◆ Source material ◆

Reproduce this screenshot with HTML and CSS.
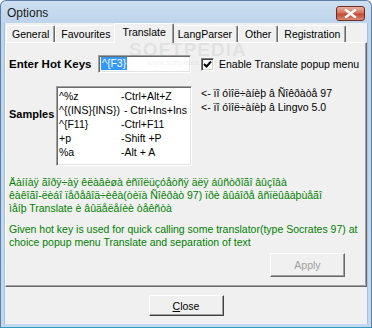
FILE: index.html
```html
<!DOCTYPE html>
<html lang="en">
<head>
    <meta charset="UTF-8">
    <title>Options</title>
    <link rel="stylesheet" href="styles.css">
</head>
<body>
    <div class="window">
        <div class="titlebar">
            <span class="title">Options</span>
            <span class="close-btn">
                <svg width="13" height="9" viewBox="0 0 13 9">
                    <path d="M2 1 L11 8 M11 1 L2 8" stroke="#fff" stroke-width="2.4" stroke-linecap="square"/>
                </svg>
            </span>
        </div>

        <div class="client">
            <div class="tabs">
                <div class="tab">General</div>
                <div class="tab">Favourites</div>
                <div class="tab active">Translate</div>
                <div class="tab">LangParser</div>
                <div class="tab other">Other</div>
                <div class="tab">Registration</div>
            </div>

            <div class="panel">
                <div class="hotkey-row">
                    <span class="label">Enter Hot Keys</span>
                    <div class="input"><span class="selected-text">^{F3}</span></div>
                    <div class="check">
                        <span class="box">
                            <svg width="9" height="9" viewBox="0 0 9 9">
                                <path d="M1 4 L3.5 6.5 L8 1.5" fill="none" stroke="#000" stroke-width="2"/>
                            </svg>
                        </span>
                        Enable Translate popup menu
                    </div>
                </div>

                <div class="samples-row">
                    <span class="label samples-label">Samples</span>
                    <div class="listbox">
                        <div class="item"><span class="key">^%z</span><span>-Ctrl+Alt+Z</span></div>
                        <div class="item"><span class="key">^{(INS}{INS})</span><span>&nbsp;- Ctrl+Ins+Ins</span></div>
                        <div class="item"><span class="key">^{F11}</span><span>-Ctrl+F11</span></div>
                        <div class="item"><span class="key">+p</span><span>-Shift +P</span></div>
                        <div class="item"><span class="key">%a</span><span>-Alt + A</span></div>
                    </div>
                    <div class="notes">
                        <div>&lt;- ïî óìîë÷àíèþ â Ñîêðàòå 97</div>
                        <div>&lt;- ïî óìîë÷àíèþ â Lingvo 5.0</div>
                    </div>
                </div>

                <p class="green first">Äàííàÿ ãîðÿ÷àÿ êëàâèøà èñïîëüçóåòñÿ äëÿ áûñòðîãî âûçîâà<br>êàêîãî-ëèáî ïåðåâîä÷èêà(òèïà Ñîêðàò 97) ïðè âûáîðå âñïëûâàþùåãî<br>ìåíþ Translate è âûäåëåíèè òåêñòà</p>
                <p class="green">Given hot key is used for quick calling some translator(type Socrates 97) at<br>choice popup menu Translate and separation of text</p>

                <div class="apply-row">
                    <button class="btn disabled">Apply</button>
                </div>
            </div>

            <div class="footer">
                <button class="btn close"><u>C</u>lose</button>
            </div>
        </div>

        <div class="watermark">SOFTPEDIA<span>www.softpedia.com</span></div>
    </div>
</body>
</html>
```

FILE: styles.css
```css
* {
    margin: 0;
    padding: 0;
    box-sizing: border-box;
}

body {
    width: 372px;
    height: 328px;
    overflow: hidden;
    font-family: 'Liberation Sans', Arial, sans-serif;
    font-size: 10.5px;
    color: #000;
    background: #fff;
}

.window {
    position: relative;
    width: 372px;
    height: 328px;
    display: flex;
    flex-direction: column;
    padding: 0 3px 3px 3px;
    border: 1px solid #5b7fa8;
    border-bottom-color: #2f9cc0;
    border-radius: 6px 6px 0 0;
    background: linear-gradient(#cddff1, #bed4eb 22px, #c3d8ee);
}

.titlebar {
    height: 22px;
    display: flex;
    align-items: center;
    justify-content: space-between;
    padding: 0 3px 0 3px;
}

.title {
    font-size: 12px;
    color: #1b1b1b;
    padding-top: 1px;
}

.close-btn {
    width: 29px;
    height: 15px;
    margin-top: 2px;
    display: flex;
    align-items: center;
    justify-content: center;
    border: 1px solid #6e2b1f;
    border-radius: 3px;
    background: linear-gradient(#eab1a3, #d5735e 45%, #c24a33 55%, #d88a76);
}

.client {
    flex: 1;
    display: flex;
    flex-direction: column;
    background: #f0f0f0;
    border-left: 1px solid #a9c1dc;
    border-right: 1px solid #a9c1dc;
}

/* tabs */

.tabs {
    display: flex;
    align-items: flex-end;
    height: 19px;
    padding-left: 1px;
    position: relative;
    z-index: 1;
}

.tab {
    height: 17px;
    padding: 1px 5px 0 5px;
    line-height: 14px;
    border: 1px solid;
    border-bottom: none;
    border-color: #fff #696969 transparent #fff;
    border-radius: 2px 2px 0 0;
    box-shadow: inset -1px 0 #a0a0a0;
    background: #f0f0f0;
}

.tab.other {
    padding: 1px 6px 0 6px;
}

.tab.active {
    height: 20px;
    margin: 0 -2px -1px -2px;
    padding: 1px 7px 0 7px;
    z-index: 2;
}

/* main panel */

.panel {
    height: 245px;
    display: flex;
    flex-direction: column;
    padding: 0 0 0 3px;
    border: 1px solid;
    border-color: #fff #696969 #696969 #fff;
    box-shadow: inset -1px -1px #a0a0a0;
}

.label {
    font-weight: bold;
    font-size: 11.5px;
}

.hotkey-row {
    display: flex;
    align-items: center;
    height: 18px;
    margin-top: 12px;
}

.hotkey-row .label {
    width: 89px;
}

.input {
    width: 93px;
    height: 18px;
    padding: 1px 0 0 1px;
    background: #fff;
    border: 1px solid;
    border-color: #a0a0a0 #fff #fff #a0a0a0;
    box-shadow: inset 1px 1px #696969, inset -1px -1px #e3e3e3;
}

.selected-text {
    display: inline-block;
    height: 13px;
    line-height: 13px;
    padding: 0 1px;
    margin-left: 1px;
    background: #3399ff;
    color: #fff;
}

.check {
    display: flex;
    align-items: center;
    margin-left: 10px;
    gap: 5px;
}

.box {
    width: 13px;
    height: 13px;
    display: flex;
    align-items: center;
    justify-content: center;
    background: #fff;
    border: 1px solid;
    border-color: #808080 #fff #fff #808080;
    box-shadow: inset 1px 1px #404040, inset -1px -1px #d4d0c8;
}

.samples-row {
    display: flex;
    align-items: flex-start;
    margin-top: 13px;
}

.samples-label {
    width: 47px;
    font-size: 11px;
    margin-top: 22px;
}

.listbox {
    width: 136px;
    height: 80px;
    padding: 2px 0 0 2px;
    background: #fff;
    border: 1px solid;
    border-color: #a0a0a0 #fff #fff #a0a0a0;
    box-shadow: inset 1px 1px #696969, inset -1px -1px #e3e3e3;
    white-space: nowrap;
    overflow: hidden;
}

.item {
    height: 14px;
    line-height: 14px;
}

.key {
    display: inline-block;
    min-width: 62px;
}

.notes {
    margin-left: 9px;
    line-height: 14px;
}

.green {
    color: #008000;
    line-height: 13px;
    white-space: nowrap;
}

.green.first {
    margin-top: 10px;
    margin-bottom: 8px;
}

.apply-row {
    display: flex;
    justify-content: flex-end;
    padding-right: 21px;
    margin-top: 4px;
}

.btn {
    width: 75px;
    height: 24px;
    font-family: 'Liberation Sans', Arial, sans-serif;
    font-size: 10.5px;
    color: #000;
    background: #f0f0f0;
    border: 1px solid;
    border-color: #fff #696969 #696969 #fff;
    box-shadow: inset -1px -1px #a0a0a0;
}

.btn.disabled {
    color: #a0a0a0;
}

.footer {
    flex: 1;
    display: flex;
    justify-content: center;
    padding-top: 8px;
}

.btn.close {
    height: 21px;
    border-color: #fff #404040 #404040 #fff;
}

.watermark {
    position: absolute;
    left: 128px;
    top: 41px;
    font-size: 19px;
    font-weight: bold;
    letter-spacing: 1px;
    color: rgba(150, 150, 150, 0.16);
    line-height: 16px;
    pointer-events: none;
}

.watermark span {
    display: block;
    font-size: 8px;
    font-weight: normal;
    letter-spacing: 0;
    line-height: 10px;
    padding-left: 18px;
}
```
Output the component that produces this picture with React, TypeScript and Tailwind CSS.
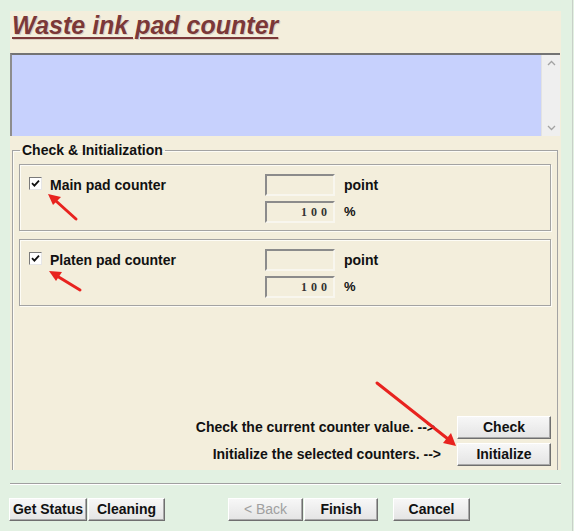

◆ Work required ◆
Find how many lines in the records contain the string "this", then give the number alone.

◆ Response ◆
2